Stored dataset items
· · · · ·
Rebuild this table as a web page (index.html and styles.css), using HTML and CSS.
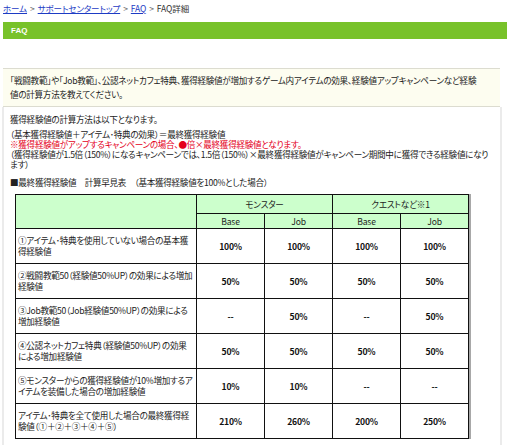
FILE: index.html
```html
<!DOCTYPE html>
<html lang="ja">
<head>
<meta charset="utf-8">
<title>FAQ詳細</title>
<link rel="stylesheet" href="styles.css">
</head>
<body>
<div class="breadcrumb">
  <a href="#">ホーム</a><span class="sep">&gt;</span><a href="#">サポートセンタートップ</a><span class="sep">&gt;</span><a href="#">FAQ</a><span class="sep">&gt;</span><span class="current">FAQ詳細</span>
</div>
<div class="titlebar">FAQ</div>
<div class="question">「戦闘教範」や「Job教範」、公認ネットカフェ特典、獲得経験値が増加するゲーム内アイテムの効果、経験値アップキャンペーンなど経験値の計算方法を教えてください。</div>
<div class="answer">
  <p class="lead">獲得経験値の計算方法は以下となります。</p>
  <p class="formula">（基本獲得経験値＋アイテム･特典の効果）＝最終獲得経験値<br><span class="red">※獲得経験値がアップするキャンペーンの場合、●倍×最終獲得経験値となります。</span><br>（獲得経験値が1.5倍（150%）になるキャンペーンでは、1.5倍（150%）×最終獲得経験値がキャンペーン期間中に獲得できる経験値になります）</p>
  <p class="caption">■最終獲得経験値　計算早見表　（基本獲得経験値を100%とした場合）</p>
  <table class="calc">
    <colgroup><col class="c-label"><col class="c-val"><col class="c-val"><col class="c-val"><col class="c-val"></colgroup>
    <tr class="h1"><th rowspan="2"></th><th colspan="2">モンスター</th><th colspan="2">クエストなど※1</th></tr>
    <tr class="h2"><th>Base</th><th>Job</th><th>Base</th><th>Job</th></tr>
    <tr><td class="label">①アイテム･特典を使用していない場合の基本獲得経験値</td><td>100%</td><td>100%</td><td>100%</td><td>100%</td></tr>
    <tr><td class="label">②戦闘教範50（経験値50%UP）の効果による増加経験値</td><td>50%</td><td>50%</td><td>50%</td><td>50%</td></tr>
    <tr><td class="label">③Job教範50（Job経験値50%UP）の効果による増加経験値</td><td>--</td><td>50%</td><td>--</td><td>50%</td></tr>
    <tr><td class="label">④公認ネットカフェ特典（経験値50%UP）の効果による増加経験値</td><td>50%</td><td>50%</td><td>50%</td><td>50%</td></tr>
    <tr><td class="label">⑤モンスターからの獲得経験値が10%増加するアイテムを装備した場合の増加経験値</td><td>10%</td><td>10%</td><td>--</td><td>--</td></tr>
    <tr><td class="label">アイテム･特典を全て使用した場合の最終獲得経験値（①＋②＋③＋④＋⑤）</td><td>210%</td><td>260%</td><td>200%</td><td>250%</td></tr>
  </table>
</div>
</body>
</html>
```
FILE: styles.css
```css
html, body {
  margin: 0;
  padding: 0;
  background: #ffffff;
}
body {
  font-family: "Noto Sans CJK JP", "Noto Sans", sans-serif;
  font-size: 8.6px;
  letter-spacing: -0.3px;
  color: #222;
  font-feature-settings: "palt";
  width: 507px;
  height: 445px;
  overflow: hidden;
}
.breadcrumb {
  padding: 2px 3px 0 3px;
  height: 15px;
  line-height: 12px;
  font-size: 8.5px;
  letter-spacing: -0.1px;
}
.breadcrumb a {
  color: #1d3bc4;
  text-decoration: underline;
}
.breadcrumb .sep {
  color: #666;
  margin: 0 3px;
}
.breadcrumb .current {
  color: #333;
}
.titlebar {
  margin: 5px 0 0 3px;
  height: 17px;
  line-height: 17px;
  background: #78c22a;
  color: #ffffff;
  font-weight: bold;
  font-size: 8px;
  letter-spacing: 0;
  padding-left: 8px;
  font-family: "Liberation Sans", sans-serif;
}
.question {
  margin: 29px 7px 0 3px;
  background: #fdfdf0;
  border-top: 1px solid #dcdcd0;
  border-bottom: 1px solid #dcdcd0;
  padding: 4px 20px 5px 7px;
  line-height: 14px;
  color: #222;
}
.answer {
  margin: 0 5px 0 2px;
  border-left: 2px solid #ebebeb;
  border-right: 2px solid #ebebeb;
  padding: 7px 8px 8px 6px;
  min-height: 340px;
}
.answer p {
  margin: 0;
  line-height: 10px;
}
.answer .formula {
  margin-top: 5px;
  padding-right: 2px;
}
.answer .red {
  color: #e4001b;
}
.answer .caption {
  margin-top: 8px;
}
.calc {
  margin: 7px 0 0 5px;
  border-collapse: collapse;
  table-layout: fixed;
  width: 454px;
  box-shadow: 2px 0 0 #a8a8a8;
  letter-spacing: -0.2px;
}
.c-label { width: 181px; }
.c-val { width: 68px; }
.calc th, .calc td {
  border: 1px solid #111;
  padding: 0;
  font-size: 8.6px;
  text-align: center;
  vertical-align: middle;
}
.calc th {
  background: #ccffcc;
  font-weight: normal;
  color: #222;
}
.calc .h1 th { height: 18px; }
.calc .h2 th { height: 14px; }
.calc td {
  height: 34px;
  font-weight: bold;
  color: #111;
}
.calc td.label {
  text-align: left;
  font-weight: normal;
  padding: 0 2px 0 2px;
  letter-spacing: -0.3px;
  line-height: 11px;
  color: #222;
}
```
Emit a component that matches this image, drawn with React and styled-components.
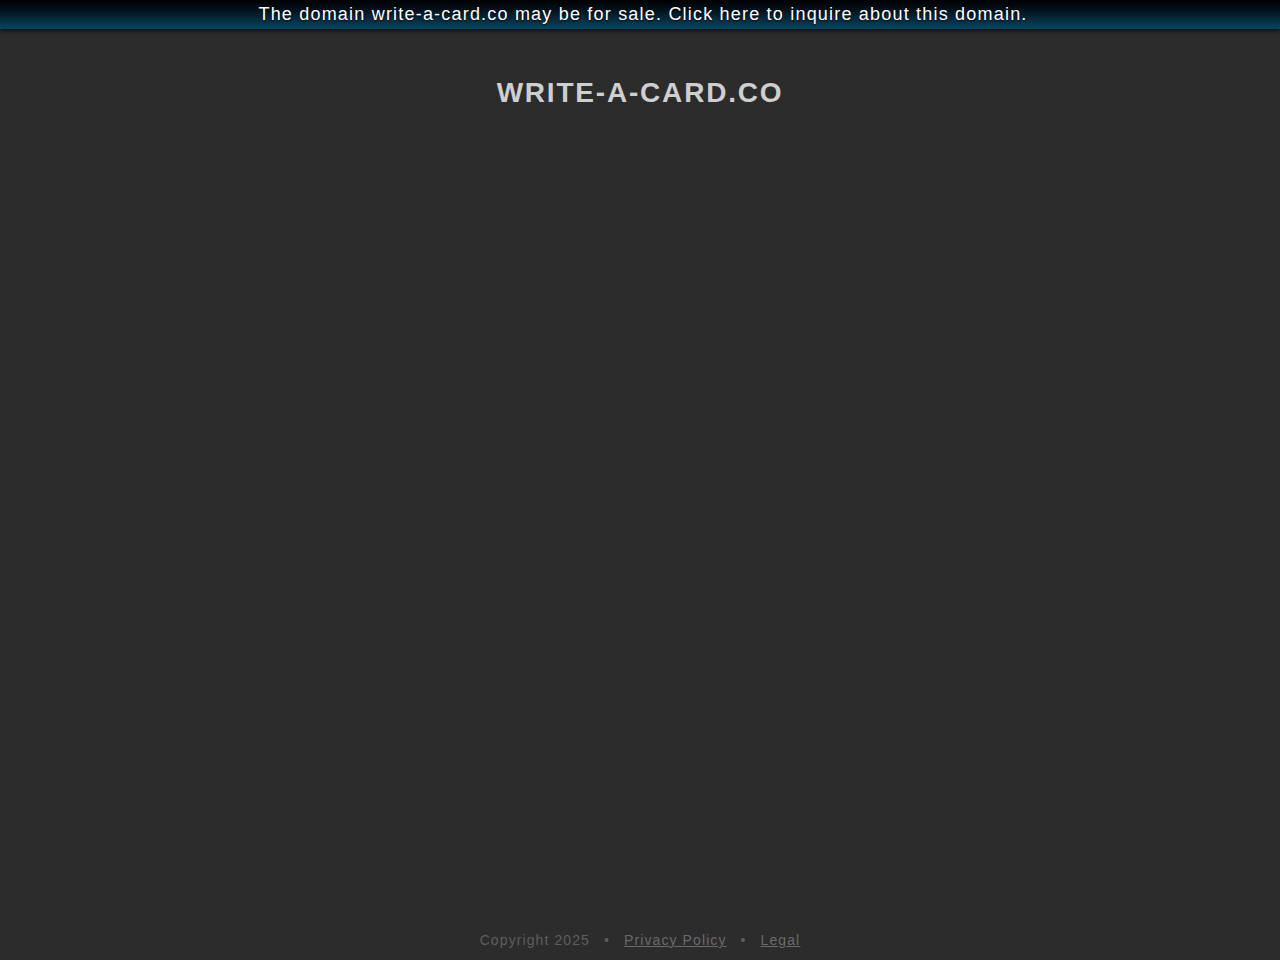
· · · · ·
### Problem description
Write out the material above once more, exactly as it reads, with no pictures.

### Answer for this exercise
Rebuild this table as a web page (index.html and styles.css), using HTML and CSS.
FILE: index.html
```html
<!DOCTYPE html>
<html lang="ja">
<head>
<meta charset="utf-8">
<title>FAQ詳細</title>
<link rel="stylesheet" href="styles.css">
</head>
<body>
<div class="breadcrumb">
  <a href="#">ホーム</a><span class="sep">&gt;</span><a href="#">サポートセンタートップ</a><span class="sep">&gt;</span><a href="#">FAQ</a><span class="sep">&gt;</span><span class="current">FAQ詳細</span>
</div>
<div class="titlebar">FAQ</div>
<div class="question">「戦闘教範」や「Job教範」、公認ネットカフェ特典、獲得経験値が増加するゲーム内アイテムの効果、経験値アップキャンペーンなど経験値の計算方法を教えてください。</div>
<div class="answer">
  <p class="lead">獲得経験値の計算方法は以下となります。</p>
  <p class="formula">（基本獲得経験値＋アイテム･特典の効果）＝最終獲得経験値<br><span class="red">※獲得経験値がアップするキャンペーンの場合、●倍×最終獲得経験値となります。</span><br>（獲得経験値が1.5倍（150%）になるキャンペーンでは、1.5倍（150%）×最終獲得経験値がキャンペーン期間中に獲得できる経験値になります）</p>
  <p class="caption">■最終獲得経験値　計算早見表　（基本獲得経験値を100%とした場合）</p>
  <table class="calc">
    <colgroup><col class="c-label"><col class="c-val"><col class="c-val"><col class="c-val"><col class="c-val"></colgroup>
    <tr class="h1"><th rowspan="2"></th><th colspan="2">モンスター</th><th colspan="2">クエストなど※1</th></tr>
    <tr class="h2"><th>Base</th><th>Job</th><th>Base</th><th>Job</th></tr>
    <tr><td class="label">①アイテム･特典を使用していない場合の基本獲得経験値</td><td>100%</td><td>100%</td><td>100%</td><td>100%</td></tr>
    <tr><td class="label">②戦闘教範50（経験値50%UP）の効果による増加経験値</td><td>50%</td><td>50%</td><td>50%</td><td>50%</td></tr>
    <tr><td class="label">③Job教範50（Job経験値50%UP）の効果による増加経験値</td><td>--</td><td>50%</td><td>--</td><td>50%</td></tr>
    <tr><td class="label">④公認ネットカフェ特典（経験値50%UP）の効果による増加経験値</td><td>50%</td><td>50%</td><td>50%</td><td>50%</td></tr>
    <tr><td class="label">⑤モンスターからの獲得経験値が10%増加するアイテムを装備した場合の増加経験値</td><td>10%</td><td>10%</td><td>--</td><td>--</td></tr>
    <tr><td class="label">アイテム･特典を全て使用した場合の最終獲得経験値（①＋②＋③＋④＋⑤）</td><td>210%</td><td>260%</td><td>200%</td><td>250%</td></tr>
  </table>
</div>
</body>
</html>
```
FILE: styles.css
```css
html, body {
  margin: 0;
  padding: 0;
  background: #ffffff;
}
body {
  font-family: "Noto Sans CJK JP", "Noto Sans", sans-serif;
  font-size: 8.6px;
  letter-spacing: -0.3px;
  color: #222;
  font-feature-settings: "palt";
  width: 507px;
  height: 445px;
  overflow: hidden;
}
.breadcrumb {
  padding: 2px 3px 0 3px;
  height: 15px;
  line-height: 12px;
  font-size: 8.5px;
  letter-spacing: -0.1px;
}
.breadcrumb a {
  color: #1d3bc4;
  text-decoration: underline;
}
.breadcrumb .sep {
  color: #666;
  margin: 0 3px;
}
.breadcrumb .current {
  color: #333;
}
.titlebar {
  margin: 5px 0 0 3px;
  height: 17px;
  line-height: 17px;
  background: #78c22a;
  color: #ffffff;
  font-weight: bold;
  font-size: 8px;
  letter-spacing: 0;
  padding-left: 8px;
  font-family: "Liberation Sans", sans-serif;
}
.question {
  margin: 29px 7px 0 3px;
  background: #fdfdf0;
  border-top: 1px solid #dcdcd0;
  border-bottom: 1px solid #dcdcd0;
  padding: 4px 20px 5px 7px;
  line-height: 14px;
  color: #222;
}
.answer {
  margin: 0 5px 0 2px;
  border-left: 2px solid #ebebeb;
  border-right: 2px solid #ebebeb;
  padding: 7px 8px 8px 6px;
  min-height: 340px;
}
.answer p {
  margin: 0;
  line-height: 10px;
}
.answer .formula {
  margin-top: 5px;
  padding-right: 2px;
}
.answer .red {
  color: #e4001b;
}
.answer .caption {
  margin-top: 8px;
}
.calc {
  margin: 7px 0 0 5px;
  border-collapse: collapse;
  table-layout: fixed;
  width: 454px;
  box-shadow: 2px 0 0 #a8a8a8;
  letter-spacing: -0.2px;
}
.c-label { width: 181px; }
.c-val { width: 68px; }
.calc th, .calc td {
  border: 1px solid #111;
  padding: 0;
  font-size: 8.6px;
  text-align: center;
  vertical-align: middle;
}
.calc th {
  background: #ccffcc;
  font-weight: normal;
  color: #222;
}
.calc .h1 th { height: 18px; }
.calc .h2 th { height: 14px; }
.calc td {
  height: 34px;
  font-weight: bold;
  color: #111;
}
.calc td.label {
  text-align: left;
  font-weight: normal;
  padding: 0 2px 0 2px;
  letter-spacing: -0.3px;
  line-height: 11px;
  color: #222;
}
```
Emit a component that matches this image, drawn with React and styled-components.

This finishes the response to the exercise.